Io nasco musulmano, ma non sono credente. Se, però, vivo nel mio paese divento «praticante». Entro in un sistema di relazioni e di pratiche islamiche che, come in Mali o in Ghana, fanno parte da secoli del nostro tessuto sociale e che, come le confraternite sufi, cementano il legame solidaristico e comunitario. Ma, prima di tutto, l'Africa è animista, e sia l'islam che il cristianesimo ne sono impregnati. L'animismo è una religione naturale tollerante, inclusiva, non ha bisogno di fondamentalismi. Sono propenso a credere che quel versante del fondamentalismo che vuole incappucciare le donne e lapidarle sia una costruzione artificiale.

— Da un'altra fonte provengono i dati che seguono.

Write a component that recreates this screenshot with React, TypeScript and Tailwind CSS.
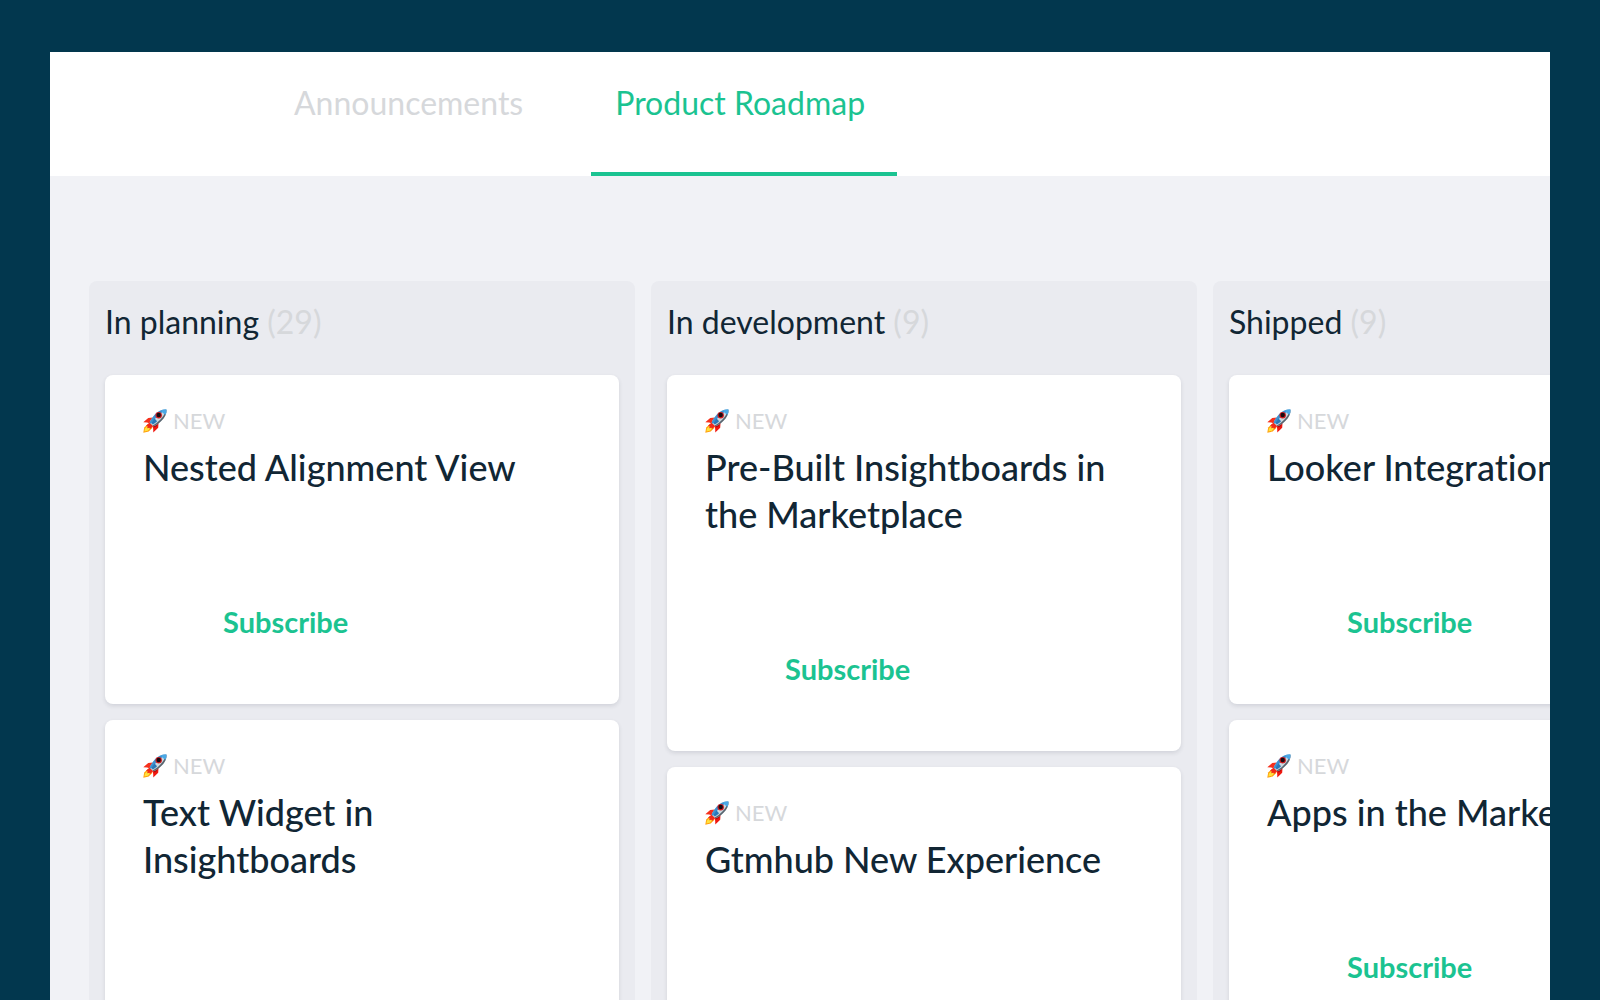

Siamo in tanti, in Africa, a pensare che se il potere oggi fosse dato in mano alle donne, da sempre conduttrici dell'economia sotterranea del nostro tessuto sociale, le cose andrebbero molto meglio.

La storia dell'Africa poggia nel mito, nella magia e nell'oralità; elementi che lei, al tempo stesso, desacralizza e insieme valorizza nei suoi romanzi.

I nostri miti vanno scomparendo, cerco di farli rivivere nella scrittura, perché quando un mito muore è tutta una parte dell'umanità che se ne va. Per esempio, ho inventato Macledio, l'intellettuale di Aspettando il voto delle bestie selvagge per fargli incarnare il mito africano secondo cui se uno non riesce a realizzarsi nella vita è perché non ha ancora trovato il suo «uomo del destino».